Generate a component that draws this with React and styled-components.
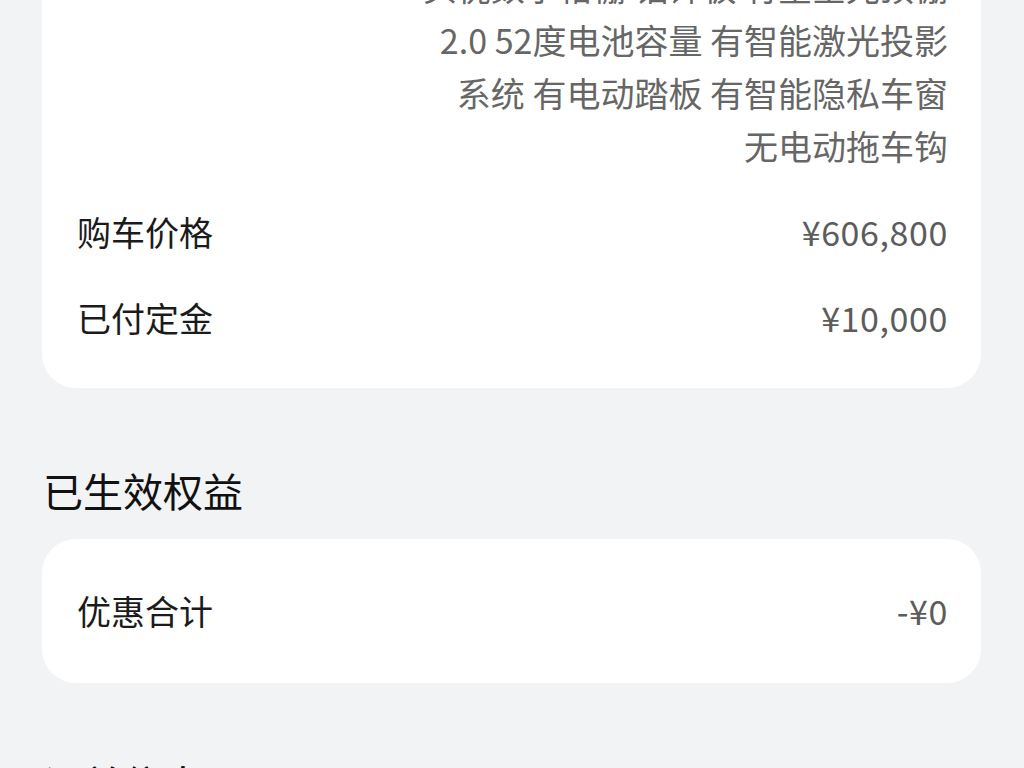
import React from "react";
import styled, { createGlobalStyle } from "styled-components";

const GlobalStyle = createGlobalStyle`
  html, body {
    margin: 0;
    padding: 0;
    background: #f2f3f5;
  }
  body {
    font-family: "Noto Sans CJK SC", "Noto Sans", sans-serif;
    -webkit-font-smoothing: antialiased;
  }
`;

const Viewport = styled.div`
  height: 768px;
  overflow: hidden;
  background: #f2f3f5;
`;

/* content is scrolled: the order card begins above the fold */
const Page = styled.main`
  margin-top: ${(p) => p.$scroll}px;
  padding: 0 43px 0 42px;
  display: flex;
  flex-direction: column;
`;

const Card = styled.section`
  background: #ffffff;
  border-radius: 34px;
  padding: ${(p) => p.$padding};
  display: flex;
  flex-direction: column;
  gap: ${(p) => p.$gap || 0}px;
`;

const Row = styled.div`
  display: flex;
  justify-content: space-between;
  align-items: flex-start;
  gap: 24px;
`;

const Label = styled.span`
  font-size: 34px;
  line-height: 53px;
  color: #1b1b1b;
  white-space: nowrap;
`;

const Value = styled.span`
  font-size: 34px;
  line-height: 53px;
  color: #5c5c5c;
  white-space: nowrap;
  letter-spacing: 0.6px;
`;

const SpecList = styled.div`
  display: flex;
  flex-direction: column;
  align-items: flex-end;
`;

const SpecLine = styled.span`
  font-size: 34px;
  line-height: 53px;
  color: #666666;
  white-space: pre;
  text-align: right;
`;

const SectionTitle = styled.h2`
  margin: ${(p) => p.$top}px 0 21px 1px;
  font-size: 40px;
  line-height: 56px;
  font-weight: 400;
  color: #111111;
`;

const specLines = [
  "后排独立座椅 有电动侧踏",
  "头枕数字格栅 铝饰板 有星空光顶棚",
  "2.0 52度电池容量 有智能激光投影",
  "系统 有电动踏板 有智能隐私车窗",
  "无电动拖车钩",
];

const priceRows = [
  { label: "购车价格", value: "¥606,800" },
  { label: "已付定金", value: "¥10,000" },
];

export default function App() {
  return (
    <Viewport>
      <GlobalStyle />
      <Page $scroll={-93}>
        <Card $padding="0 33px 44px 35px" $gap={33}>
          <Row>
            <Label>选装配置</Label>
            <SpecList>
              {specLines.map((line) => (
                <SpecLine key={line}>{line}</SpecLine>
              ))}
            </SpecList>
          </Row>
          {priceRows.map((row) => (
            <Row key={row.label}>
              <Label>{row.label}</Label>
              <Value>{row.value}</Value>
            </Row>
          ))}
        </Card>

        <SectionTitle $top={74}>已生效权益</SectionTitle>
        <Card $padding="45px 33px 46px 35px">
          <Row>
            <Label>优惠合计</Label>
            <Value>-¥0</Value>
          </Row>
        </Card>

        <SectionTitle $top={72}>订单信息</SectionTitle>
      </Page>
    </Viewport>
  );
}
● ● ● ● ● ● ●
### WRITTEN REQUEST:
Output each line exactly; omit every picture.

### RESPONSE:
Generate a component that draws this with React and styled-components.
import React from "react";
import styled, { createGlobalStyle } from "styled-components";

const GlobalStyle = createGlobalStyle`
  html, body {
    margin: 0;
    padding: 0;
    background: #f2f3f5;
  }
  body {
    font-family: "Noto Sans CJK SC", "Noto Sans", sans-serif;
    -webkit-font-smoothing: antialiased;
  }
`;

const Viewport = styled.div`
  height: 768px;
  overflow: hidden;
  background: #f2f3f5;
`;

/* content is scrolled: the order card begins above the fold */
const Page = styled.main`
  margin-top: ${(p) => p.$scroll}px;
  padding: 0 43px 0 42px;
  display: flex;
  flex-direction: column;
`;

const Card = styled.section`
  background: #ffffff;
  border-radius: 34px;
  padding: ${(p) => p.$padding};
  display: flex;
  flex-direction: column;
  gap: ${(p) => p.$gap || 0}px;
`;

const Row = styled.div`
  display: flex;
  justify-content: space-between;
  align-items: flex-start;
  gap: 24px;
`;

const Label = styled.span`
  font-size: 34px;
  line-height: 53px;
  color: #1b1b1b;
  white-space: nowrap;
`;

const Value = styled.span`
  font-size: 34px;
  line-height: 53px;
  color: #5c5c5c;
  white-space: nowrap;
  letter-spacing: 0.6px;
`;

const SpecList = styled.div`
  display: flex;
  flex-direction: column;
  align-items: flex-end;
`;

const SpecLine = styled.span`
  font-size: 34px;
  line-height: 53px;
  color: #666666;
  white-space: pre;
  text-align: right;
`;

const SectionTitle = styled.h2`
  margin: ${(p) => p.$top}px 0 21px 1px;
  font-size: 40px;
  line-height: 56px;
  font-weight: 400;
  color: #111111;
`;

const specLines = [
  "后排独立座椅 有电动侧踏",
  "头枕数字格栅 铝饰板 有星空光顶棚",
  "2.0 52度电池容量 有智能激光投影",
  "系统 有电动踏板 有智能隐私车窗",
  "无电动拖车钩",
];

const priceRows = [
  { label: "购车价格", value: "¥606,800" },
  { label: "已付定金", value: "¥10,000" },
];

export default function App() {
  return (
    <Viewport>
      <GlobalStyle />
      <Page $scroll={-93}>
        <Card $padding="0 33px 44px 35px" $gap={33}>
          <Row>
            <Label>选装配置</Label>
            <SpecList>
              {specLines.map((line) => (
                <SpecLine key={line}>{line}</SpecLine>
              ))}
            </SpecList>
          </Row>
          {priceRows.map((row) => (
            <Row key={row.label}>
              <Label>{row.label}</Label>
              <Value>{row.value}</Value>
            </Row>
          ))}
        </Card>

        <SectionTitle $top={74}>已生效权益</SectionTitle>
        <Card $padding="45px 33px 46px 35px">
          <Row>
            <Label>优惠合计</Label>
            <Value>-¥0</Value>
          </Row>
        </Card>

        <SectionTitle $top={72}>订单信息</SectionTitle>
      </Page>
    </Viewport>
  );
}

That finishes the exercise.